Task brief :: Quote every line as written. Omit pictures.

Source excerpt ::
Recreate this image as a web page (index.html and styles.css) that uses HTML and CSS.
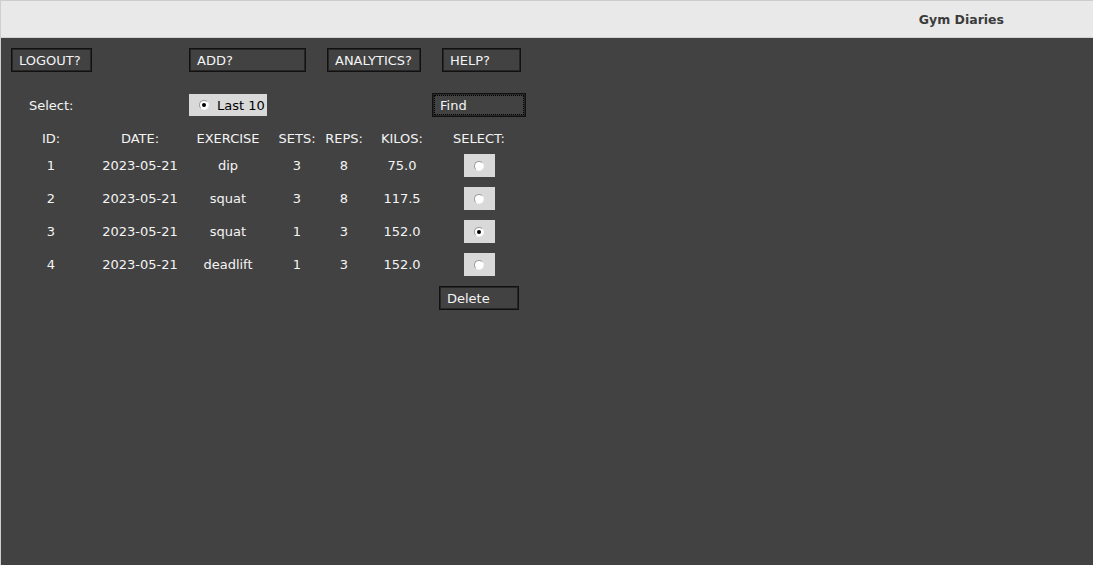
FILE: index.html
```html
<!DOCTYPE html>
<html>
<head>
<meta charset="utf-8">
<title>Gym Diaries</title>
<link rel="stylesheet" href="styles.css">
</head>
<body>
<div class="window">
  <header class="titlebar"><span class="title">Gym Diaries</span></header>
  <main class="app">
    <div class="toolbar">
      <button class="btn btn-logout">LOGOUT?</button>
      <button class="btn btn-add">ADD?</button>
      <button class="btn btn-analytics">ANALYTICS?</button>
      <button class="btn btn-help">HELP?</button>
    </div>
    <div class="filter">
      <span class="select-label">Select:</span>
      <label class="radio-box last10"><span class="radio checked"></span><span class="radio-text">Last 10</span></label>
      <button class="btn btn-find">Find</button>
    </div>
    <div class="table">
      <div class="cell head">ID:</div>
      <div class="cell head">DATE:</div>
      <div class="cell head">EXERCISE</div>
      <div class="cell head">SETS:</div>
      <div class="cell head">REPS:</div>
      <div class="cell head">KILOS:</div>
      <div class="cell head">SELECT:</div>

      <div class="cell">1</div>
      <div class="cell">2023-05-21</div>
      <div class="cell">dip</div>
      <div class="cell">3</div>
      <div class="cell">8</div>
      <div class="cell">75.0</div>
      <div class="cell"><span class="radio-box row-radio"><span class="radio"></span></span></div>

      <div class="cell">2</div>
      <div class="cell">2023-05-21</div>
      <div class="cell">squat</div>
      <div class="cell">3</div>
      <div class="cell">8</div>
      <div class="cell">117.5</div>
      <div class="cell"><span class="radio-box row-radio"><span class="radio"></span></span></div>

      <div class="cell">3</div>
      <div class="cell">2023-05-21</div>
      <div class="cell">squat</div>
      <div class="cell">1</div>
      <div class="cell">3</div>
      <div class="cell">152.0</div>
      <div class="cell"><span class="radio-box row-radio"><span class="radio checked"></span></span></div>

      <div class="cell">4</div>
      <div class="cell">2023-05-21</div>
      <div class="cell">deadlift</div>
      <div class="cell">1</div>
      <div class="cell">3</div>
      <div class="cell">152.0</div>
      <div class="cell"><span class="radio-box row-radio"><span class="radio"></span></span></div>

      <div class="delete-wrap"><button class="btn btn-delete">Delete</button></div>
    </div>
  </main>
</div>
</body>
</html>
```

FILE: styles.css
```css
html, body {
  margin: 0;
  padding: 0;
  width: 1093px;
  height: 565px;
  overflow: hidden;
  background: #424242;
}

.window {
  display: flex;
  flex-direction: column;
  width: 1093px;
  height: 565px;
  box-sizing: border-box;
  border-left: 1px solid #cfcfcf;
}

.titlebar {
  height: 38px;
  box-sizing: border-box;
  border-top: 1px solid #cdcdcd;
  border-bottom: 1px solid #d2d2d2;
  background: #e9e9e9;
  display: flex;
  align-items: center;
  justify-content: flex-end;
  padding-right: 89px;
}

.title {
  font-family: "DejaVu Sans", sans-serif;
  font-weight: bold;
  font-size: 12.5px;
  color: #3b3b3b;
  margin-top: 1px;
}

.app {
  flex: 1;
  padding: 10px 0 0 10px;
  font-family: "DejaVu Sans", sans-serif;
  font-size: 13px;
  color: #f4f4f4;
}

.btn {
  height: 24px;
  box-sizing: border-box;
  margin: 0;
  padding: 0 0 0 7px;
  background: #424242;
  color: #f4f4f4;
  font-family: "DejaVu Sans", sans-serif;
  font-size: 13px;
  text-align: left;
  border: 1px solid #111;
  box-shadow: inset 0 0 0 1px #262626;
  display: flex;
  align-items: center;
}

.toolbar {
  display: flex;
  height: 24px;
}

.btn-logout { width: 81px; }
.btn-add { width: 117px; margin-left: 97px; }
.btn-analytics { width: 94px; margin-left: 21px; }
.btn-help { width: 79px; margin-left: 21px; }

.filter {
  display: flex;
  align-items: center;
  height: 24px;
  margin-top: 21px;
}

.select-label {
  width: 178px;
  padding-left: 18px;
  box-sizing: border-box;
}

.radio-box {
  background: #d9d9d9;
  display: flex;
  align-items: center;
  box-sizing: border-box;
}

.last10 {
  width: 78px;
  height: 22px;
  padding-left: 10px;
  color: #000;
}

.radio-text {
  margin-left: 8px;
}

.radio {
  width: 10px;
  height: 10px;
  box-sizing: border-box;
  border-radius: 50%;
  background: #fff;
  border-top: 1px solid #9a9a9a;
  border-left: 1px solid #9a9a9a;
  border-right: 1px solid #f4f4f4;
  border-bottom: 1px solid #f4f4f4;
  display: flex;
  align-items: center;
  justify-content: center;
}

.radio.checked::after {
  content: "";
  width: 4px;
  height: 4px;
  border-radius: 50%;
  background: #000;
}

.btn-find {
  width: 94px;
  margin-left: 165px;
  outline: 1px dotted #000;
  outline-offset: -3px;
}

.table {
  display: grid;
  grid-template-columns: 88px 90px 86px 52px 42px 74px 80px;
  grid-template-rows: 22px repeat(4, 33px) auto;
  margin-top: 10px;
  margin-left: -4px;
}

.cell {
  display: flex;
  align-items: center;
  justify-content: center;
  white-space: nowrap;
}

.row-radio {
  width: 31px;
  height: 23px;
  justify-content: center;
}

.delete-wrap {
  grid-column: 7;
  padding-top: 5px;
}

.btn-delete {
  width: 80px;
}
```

Answer in full ::
Recreate this image as a web page (index.html and styles.css) that uses HTML and CSS.
FILE: index.html
```html
<!DOCTYPE html>
<html>
<head>
<meta charset="utf-8">
<title>Gym Diaries</title>
<link rel="stylesheet" href="styles.css">
</head>
<body>
<div class="window">
  <header class="titlebar"><span class="title">Gym Diaries</span></header>
  <main class="app">
    <div class="toolbar">
      <button class="btn btn-logout">LOGOUT?</button>
      <button class="btn btn-add">ADD?</button>
      <button class="btn btn-analytics">ANALYTICS?</button>
      <button class="btn btn-help">HELP?</button>
    </div>
    <div class="filter">
      <span class="select-label">Select:</span>
      <label class="radio-box last10"><span class="radio checked"></span><span class="radio-text">Last 10</span></label>
      <button class="btn btn-find">Find</button>
    </div>
    <div class="table">
      <div class="cell head">ID:</div>
      <div class="cell head">DATE:</div>
      <div class="cell head">EXERCISE</div>
      <div class="cell head">SETS:</div>
      <div class="cell head">REPS:</div>
      <div class="cell head">KILOS:</div>
      <div class="cell head">SELECT:</div>

      <div class="cell">1</div>
      <div class="cell">2023-05-21</div>
      <div class="cell">dip</div>
      <div class="cell">3</div>
      <div class="cell">8</div>
      <div class="cell">75.0</div>
      <div class="cell"><span class="radio-box row-radio"><span class="radio"></span></span></div>

      <div class="cell">2</div>
      <div class="cell">2023-05-21</div>
      <div class="cell">squat</div>
      <div class="cell">3</div>
      <div class="cell">8</div>
      <div class="cell">117.5</div>
      <div class="cell"><span class="radio-box row-radio"><span class="radio"></span></span></div>

      <div class="cell">3</div>
      <div class="cell">2023-05-21</div>
      <div class="cell">squat</div>
      <div class="cell">1</div>
      <div class="cell">3</div>
      <div class="cell">152.0</div>
      <div class="cell"><span class="radio-box row-radio"><span class="radio checked"></span></span></div>

      <div class="cell">4</div>
      <div class="cell">2023-05-21</div>
      <div class="cell">deadlift</div>
      <div class="cell">1</div>
      <div class="cell">3</div>
      <div class="cell">152.0</div>
      <div class="cell"><span class="radio-box row-radio"><span class="radio"></span></span></div>

      <div class="delete-wrap"><button class="btn btn-delete">Delete</button></div>
    </div>
  </main>
</div>
</body>
</html>
```

FILE: styles.css
```css
html, body {
  margin: 0;
  padding: 0;
  width: 1093px;
  height: 565px;
  overflow: hidden;
  background: #424242;
}

.window {
  display: flex;
  flex-direction: column;
  width: 1093px;
  height: 565px;
  box-sizing: border-box;
  border-left: 1px solid #cfcfcf;
}

.titlebar {
  height: 38px;
  box-sizing: border-box;
  border-top: 1px solid #cdcdcd;
  border-bottom: 1px solid #d2d2d2;
  background: #e9e9e9;
  display: flex;
  align-items: center;
  justify-content: flex-end;
  padding-right: 89px;
}

.title {
  font-family: "DejaVu Sans", sans-serif;
  font-weight: bold;
  font-size: 12.5px;
  color: #3b3b3b;
  margin-top: 1px;
}

.app {
  flex: 1;
  padding: 10px 0 0 10px;
  font-family: "DejaVu Sans", sans-serif;
  font-size: 13px;
  color: #f4f4f4;
}

.btn {
  height: 24px;
  box-sizing: border-box;
  margin: 0;
  padding: 0 0 0 7px;
  background: #424242;
  color: #f4f4f4;
  font-family: "DejaVu Sans", sans-serif;
  font-size: 13px;
  text-align: left;
  border: 1px solid #111;
  box-shadow: inset 0 0 0 1px #262626;
  display: flex;
  align-items: center;
}

.toolbar {
  display: flex;
  height: 24px;
}

.btn-logout { width: 81px; }
.btn-add { width: 117px; margin-left: 97px; }
.btn-analytics { width: 94px; margin-left: 21px; }
.btn-help { width: 79px; margin-left: 21px; }

.filter {
  display: flex;
  align-items: center;
  height: 24px;
  margin-top: 21px;
}

.select-label {
  width: 178px;
  padding-left: 18px;
  box-sizing: border-box;
}

.radio-box {
  background: #d9d9d9;
  display: flex;
  align-items: center;
  box-sizing: border-box;
}

.last10 {
  width: 78px;
  height: 22px;
  padding-left: 10px;
  color: #000;
}

.radio-text {
  margin-left: 8px;
}

.radio {
  width: 10px;
  height: 10px;
  box-sizing: border-box;
  border-radius: 50%;
  background: #fff;
  border-top: 1px solid #9a9a9a;
  border-left: 1px solid #9a9a9a;
  border-right: 1px solid #f4f4f4;
  border-bottom: 1px solid #f4f4f4;
  display: flex;
  align-items: center;
  justify-content: center;
}

.radio.checked::after {
  content: "";
  width: 4px;
  height: 4px;
  border-radius: 50%;
  background: #000;
}

.btn-find {
  width: 94px;
  margin-left: 165px;
  outline: 1px dotted #000;
  outline-offset: -3px;
}

.table {
  display: grid;
  grid-template-columns: 88px 90px 86px 52px 42px 74px 80px;
  grid-template-rows: 22px repeat(4, 33px) auto;
  margin-top: 10px;
  margin-left: -4px;
}

.cell {
  display: flex;
  align-items: center;
  justify-content: center;
  white-space: nowrap;
}

.row-radio {
  width: 31px;
  height: 23px;
  justify-content: center;
}

.delete-wrap {
  grid-column: 7;
  padding-top: 5px;
}

.btn-delete {
  width: 80px;
}
```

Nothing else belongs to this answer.